Un rapporto dell’Aifa denuncia la crescita della patologia in Italia e soprattutto lo scarso utilizzo delle terapie: due malati su tre non si curano. ?Perché troppo spesso chi ne soffre ne ha ancora vergogna
La depressione, diceva Indro Montanelli, è una malattia democratica: può colpire tutti. Non fa nessuna distinzione: né geografica, né sociale, né d’età. Quello che potremmo aggiungere oggi è che non solo la depressione colpisce tutti, ma ne colpisce tanti. Troppi.
Le stime dell’
Organizzazione mondiale della sanità parlano di 350 milioni di persone nel mondo. Una trentina di milioni in Europa. In Italia i numeri non sono chiari: ne soffre circa il 7 per cento della popolazione, ma alcune stime arrivano anche oltre il 12per cento. Quindi, calcolatrice alla mano, almeno 4 milioni di italiani soffrono di depressione. Eppure, la maggior parte non chiede aiuto.
L’ultimo rapporto dell’Agenzia italiana del Farmaco (
Aifa) sull’utilizzo dei farmaci mostra infatti che, sebbene l’uso degli antidepressivi sia aumentato nel corso degli anni, solo un terzo delle persone affette da depressione assume farmaci.
E di questi solo il 31 per cento li assume in maniera appropriata (dati Rapporto OsMed 2014). Colpa, ancora, dello stigma che la malattia si porta dietro, spiega Claudio Mencacci, presidente della Società Italiana di Psichiatria: «Malgrado sia una malattia sempre più diffusa è ancora forte il senso di vergogna che l’accompagna. Chi ne soffre stenta a riconoscere di avere un problema serio e a recarsi dal medico, tanto che sappiamo che tra la comparsa dei primi sintomi e la diagnosi passano in media due anni».

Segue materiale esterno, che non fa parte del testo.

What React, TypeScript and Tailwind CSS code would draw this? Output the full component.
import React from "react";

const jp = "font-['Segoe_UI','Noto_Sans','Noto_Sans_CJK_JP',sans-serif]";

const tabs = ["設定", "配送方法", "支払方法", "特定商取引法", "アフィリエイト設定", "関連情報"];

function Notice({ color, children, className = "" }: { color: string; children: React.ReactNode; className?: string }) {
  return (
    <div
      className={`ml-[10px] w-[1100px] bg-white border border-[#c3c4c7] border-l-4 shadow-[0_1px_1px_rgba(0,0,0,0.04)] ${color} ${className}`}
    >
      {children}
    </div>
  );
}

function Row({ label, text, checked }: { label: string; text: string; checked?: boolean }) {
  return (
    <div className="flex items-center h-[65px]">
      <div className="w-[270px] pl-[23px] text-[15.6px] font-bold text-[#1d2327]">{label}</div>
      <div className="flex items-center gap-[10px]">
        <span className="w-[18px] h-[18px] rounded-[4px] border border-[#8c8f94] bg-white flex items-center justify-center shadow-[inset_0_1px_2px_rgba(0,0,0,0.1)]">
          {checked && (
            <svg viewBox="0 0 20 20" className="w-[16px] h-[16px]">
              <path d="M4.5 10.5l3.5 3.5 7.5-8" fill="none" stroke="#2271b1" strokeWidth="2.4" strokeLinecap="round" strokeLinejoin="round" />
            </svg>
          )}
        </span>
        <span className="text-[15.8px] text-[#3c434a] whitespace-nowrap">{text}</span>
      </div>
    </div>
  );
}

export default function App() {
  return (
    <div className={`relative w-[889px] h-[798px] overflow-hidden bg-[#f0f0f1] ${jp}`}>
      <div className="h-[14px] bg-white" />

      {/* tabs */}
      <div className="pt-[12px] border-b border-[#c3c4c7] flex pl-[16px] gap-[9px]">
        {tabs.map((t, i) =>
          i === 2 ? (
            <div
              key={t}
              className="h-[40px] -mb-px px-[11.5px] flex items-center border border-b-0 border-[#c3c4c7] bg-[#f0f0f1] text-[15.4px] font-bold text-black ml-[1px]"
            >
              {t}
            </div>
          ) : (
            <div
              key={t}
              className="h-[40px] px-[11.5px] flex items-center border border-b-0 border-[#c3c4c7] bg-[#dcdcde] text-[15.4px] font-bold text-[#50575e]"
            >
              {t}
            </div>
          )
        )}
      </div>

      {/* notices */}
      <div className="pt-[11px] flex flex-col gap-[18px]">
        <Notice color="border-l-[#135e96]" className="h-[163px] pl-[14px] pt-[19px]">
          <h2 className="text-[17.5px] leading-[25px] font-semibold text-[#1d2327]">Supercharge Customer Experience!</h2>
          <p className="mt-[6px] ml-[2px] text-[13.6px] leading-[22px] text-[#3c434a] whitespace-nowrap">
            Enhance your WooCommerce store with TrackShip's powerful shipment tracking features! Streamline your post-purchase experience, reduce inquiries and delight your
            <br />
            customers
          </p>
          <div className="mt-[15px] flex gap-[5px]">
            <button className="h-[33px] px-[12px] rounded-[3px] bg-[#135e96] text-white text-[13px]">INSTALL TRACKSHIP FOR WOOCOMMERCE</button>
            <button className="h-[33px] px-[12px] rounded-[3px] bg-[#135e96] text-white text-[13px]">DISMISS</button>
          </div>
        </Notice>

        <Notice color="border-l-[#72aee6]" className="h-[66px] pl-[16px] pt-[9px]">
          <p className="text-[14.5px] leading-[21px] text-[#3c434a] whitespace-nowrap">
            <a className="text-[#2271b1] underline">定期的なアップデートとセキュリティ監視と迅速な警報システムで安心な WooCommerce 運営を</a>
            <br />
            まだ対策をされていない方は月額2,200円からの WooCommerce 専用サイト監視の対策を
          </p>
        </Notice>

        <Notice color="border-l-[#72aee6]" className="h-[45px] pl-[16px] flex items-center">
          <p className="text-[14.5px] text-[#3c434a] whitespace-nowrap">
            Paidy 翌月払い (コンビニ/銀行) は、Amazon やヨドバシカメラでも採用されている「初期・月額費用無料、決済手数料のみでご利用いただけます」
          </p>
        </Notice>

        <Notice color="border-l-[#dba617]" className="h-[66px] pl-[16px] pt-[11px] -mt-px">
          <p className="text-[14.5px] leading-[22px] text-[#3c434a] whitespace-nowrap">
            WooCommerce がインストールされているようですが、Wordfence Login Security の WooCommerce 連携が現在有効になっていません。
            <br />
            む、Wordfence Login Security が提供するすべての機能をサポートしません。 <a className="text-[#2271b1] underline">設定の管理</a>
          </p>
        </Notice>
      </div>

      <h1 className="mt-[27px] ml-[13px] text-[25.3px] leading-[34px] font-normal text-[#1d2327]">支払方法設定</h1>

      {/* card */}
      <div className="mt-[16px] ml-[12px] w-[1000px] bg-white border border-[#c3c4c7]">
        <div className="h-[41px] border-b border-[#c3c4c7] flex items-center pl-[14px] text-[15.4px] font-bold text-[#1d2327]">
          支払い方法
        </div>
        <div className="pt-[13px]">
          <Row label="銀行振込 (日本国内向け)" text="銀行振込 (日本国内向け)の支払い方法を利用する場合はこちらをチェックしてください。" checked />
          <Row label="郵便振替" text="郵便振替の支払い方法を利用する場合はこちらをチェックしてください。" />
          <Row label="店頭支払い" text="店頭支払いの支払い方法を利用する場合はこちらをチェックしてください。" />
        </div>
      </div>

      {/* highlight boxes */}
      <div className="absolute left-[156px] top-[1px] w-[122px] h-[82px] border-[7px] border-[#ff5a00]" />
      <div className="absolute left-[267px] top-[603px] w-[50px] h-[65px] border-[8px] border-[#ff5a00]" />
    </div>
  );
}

Ma anche quando arriva la diagnosi c’è una sorta di rifiuto nell’assumere i farmaci: si rigetta l’idea di aver bisogno di medicinali, per guarire da questa che per molti non viene vista “solo” come una forma severa di tristezza. E così la depressione rimane sconosciuta e non trattata. Quando invece sappiamo che prima si interviene meglio è. Perché la depressione si può curare: «Se si interviene già dopo il primo episodio - non solo con i farmaci ma anche con la psicoterapia - il tempo medio di trattamento va dai 9 ai 12 mesi», spiega lo psichiatra.
Se però
si aspetta il secondo o il terzo episodio depressivo grave i tempi di trattamento si impennano: dai tre ai cinque anni. «Questo perché nel frattempo la malattia ha continuato a far danno, ad aumentare la vulnerabilità della persona fino a cronicizzarsi». La tempestività è fondamentale anche perché a rischio non è solo la salute mentale del paziente. Spesso infatti la depressione si accompagna ad altre malattie, quali cancro, diabete e malattie cardiache. «Tutto questo fa della depressione, in assoluto, la malattia con il maggior numero di anni persi per disabilità», spiega Mencacci.

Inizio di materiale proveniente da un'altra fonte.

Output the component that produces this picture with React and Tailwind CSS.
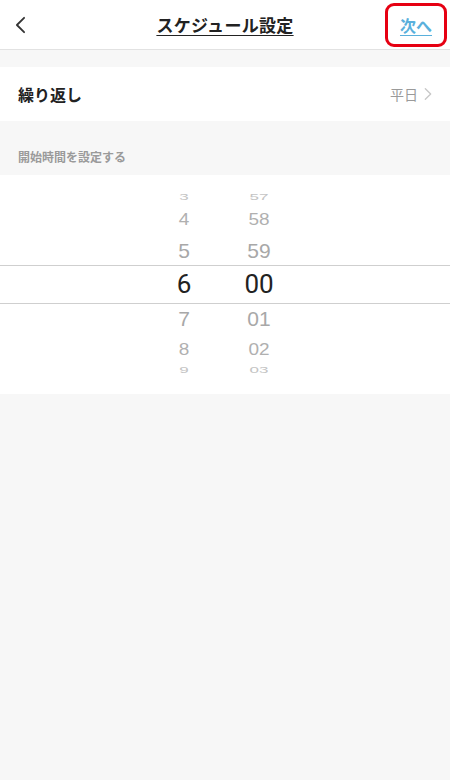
const font = { fontFamily: '"Noto Sans CJK JP", "Noto Sans", sans-serif' };
const digits = { fontFamily: '"Liberation Sans", Arial, sans-serif' };
const digitsMid = { fontFamily: 'Roboto, "Liberation Sans", sans-serif' };

function Chevron({ className }) {
  return (
    <svg viewBox="0 0 12 20" className={className} fill="none" stroke="currentColor" strokeWidth="2" strokeLinecap="round" strokeLinejoin="round">
      <path d="M10 2 L2 10 L10 18" />
    </svg>
  );
}

function PickerColumn({ values, width, rows }) {
  return (
    <div className={`flex flex-col items-center ${width}`}>
      {values.map((v, i) => (
        <div key={v} className={`flex items-center justify-center leading-none ${rows[i]}`} style={i === 3 ? digitsMid : digits}>
          {v}
        </div>
      ))}
    </div>
  );
}

export default function App() {
  const hours = ['3', '4', '5', '6', '7', '8', '9'];
  const mins = ['57', '58', '59', '00', '01', '02', '03'];

  // row styles from top to bottom of the wheel
  const rows = [
    'h-[15px] text-[17px] text-[#c4c4c4] scale-y-[0.5]',
    'h-[29px] text-[19px] text-[#b0b0b0] scale-y-[0.82]',
    'h-[32px] text-[21px] text-[#a8a8a8]',
    'h-[36px] text-[26px] text-[#222] font-normal',
    'h-[33px] text-[21px] text-[#a8a8a8]',
    'h-[28px] text-[19px] text-[#b0b0b0] scale-y-[0.82]',
    'h-[15px] text-[17px] text-[#c4c4c4] scale-y-[0.5]',
  ];

  return (
    <div className="min-h-[780px] bg-[#f7f7f7]" style={font}>
      <div className="relative flex h-[50px] items-center justify-center border-b border-[#e2e2e2] bg-white">
        <Chevron className="absolute left-[15px] top-[16px] h-[18px] w-[11px] text-[#333]" />
        <span className="text-[17px] font-bold tracking-[0.3px] text-[#222] underline underline-offset-[3px]">スケジュール設定</span>
        <div className="absolute right-[3px] top-[3px] flex h-[44px] w-[62px] items-center justify-center rounded-[9px] border-[3px] border-[#e60012]">
          <span className="text-[16px] font-bold text-[#5ab0dc] underline underline-offset-[3px]">次へ</span>
        </div>
      </div>

      <div className="mt-[17px] flex h-[54px] items-center justify-between bg-white pl-[18px] pr-[18px]">
        <span className="text-[16px] font-bold text-[#222]">繰り返し</span>
        <div className="flex items-center gap-[6px]">
          <span className="text-[14px] text-[#9a9a9a]">平日</span>
          <Chevron className="h-[14px] w-[8px] rotate-180 text-[#c8c8c8]" />
        </div>
      </div>

      <div className="flex h-[54px] items-end pb-[9px] pl-[18px]">
        <span className="text-[12px] font-bold text-[#9a9a9a]">開始時間を設定する</span>
      </div>

      <div className="bg-white pt-[15px] pb-[16px]">
        <div className="relative flex flex-col">
          <div className="flex justify-center gap-[30px] pr-[2px]">
            <PickerColumn values={hours} width="w-[40px]" rows={rows} />
            <PickerColumn values={mins} width="w-[50px]" rows={rows} />
          </div>
          <div className="pointer-events-none absolute left-0 right-0 top-[75px] h-[39px] border-y border-[#cfcfcf]" />
        </div>
      </div>
    </div>
  );
}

Proprio per questo uno degli obiettivi principi del 2016 della Società Italiana di Psichiatria è la campagna informativa contro la depressione. Ma non solo: «Con l’appoggio delle istituzioni, quest’anno abbiamo intenzione di realizzare un’indagine conoscitiva sulla depressione per raccogliere dati a livello epidemiologico, ma soprattutto vogliamo lavorare con i medici di medicina generale per elaborare delle raccomandazioni su come individuarla per tempo e su come trattarla per tutto il tempo necessario», spiega lo psichiatra.

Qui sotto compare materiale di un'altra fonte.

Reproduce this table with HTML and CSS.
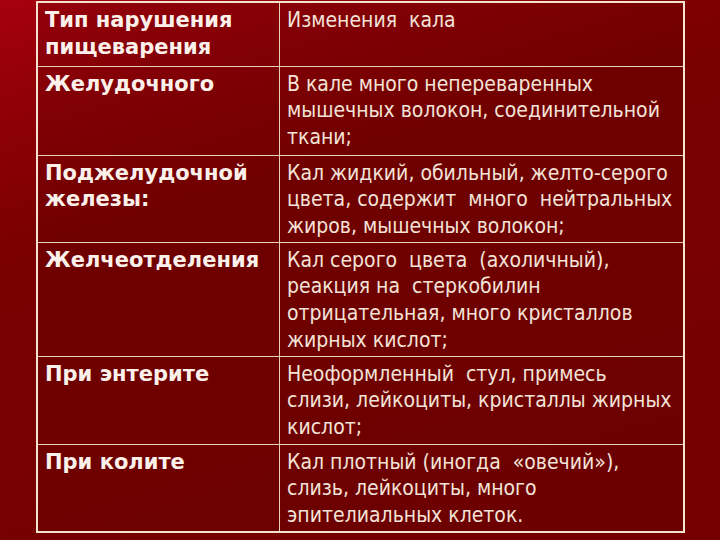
FILE: index.html
```html
<!DOCTYPE html>
<html lang="ru">
<head>
<meta charset="utf-8">
<link rel="stylesheet" href="styles.css">
</head>
<body>
<div class="slide">
  <table class="grid">
    <tr class="r-head">
      <td class="c-type c-head">Тип нарушения<br>пищеварения</td>
      <td class="c-desc">Изменения&nbsp; кала</td>
    </tr>
    <tr class="r1">
      <td class="c-type">Желудочного</td>
      <td class="c-desc">В кале много непереваренных<br>мышечных волокон, соединительной<br>ткани;</td>
    </tr>
    <tr class="r2">
      <td class="c-type">Поджелудочной<br>железы:</td>
      <td class="c-desc">Кал жидкий, обильный, желто-серого<br>цвета, содержит&nbsp; много&nbsp; нейтральных<br>жиров, мышечных волокон;</td>
    </tr>
    <tr class="r3">
      <td class="c-type">Желчеотделения</td>
      <td class="c-desc">Кал серого&nbsp; цвета&nbsp; (ахоличный),<br>реакция на&nbsp; стеркобилин<br>отрицательная, много кристаллов<br>жирных кислот;</td>
    </tr>
    <tr class="r4">
      <td class="c-type">При энтерите</td>
      <td class="c-desc">Неоформленный&nbsp; стул, примесь<br>слизи, лейкоциты, кристаллы жирных<br>кислот;</td>
    </tr>
    <tr class="r5">
      <td class="c-type">При колите</td>
      <td class="c-desc">Кал плотный (иногда&nbsp; «овечий»),<br>слизь, лейкоциты, много<br>эпителиальных клеток.</td>
    </tr>
  </table>
</div>
</body>
</html>
```

FILE: styles.css
```css
html, body {
  margin: 0;
  padding: 0;
}
body {
  width: 720px;
  height: 540px;
  overflow: hidden;
  background: #7a0000;
}
.slide {
  width: 720px;
  height: 540px;
  padding: 1px 0 0 36px;
  box-sizing: border-box;
  background:
    linear-gradient(163deg, #a6000e 0%, #8e0006 16%, #7a0000 34%, #740000 100%);
  font-family: "DejaVu Sans Condensed", "DejaVu Sans", sans-serif;
  color: #f3e3d8;
}
.grid {
  border-collapse: collapse;
  width: 649px;
  table-layout: fixed;
  border: 2px solid #f3e3cf;
}
.grid td {
  border: 1px solid #e8cfb9;
  vertical-align: top;
  font-size: 21px;
  line-height: 26.7px;
  padding: 4px 2px 0 7px;
  white-space: nowrap;
  background: rgba(60, 0, 0, 0.14);
}
.c-type {
  width: 232px;
  font-family: "DejaVu Sans", sans-serif;
  font-weight: bold;
  color: #fbf1ea;
}
.c-head {
  line-height: 28.5px;
}
.c-desc {
  padding-left: 8px;
}
.r-head { height: 64px; }
.r1 { height: 89px; }
.r2 { height: 87px; }
.r3 { height: 114px; }
.r4 { height: 88px; }
.r5 { height: 88px; }
```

Facendo pressione anche per velocizzare l’arrivo di nuovi farmaci: «Come la vortioxetina, un antidepressivo multimodale approvato a livello europeo che presto dovrebbe arrivare anche in Italia. Perché nella lotta alla depressione non possiamo fermarci ai successi: vogliamo il meglio di quello che di migliorativo e innovativo si possa proporre», conclude Mencacci.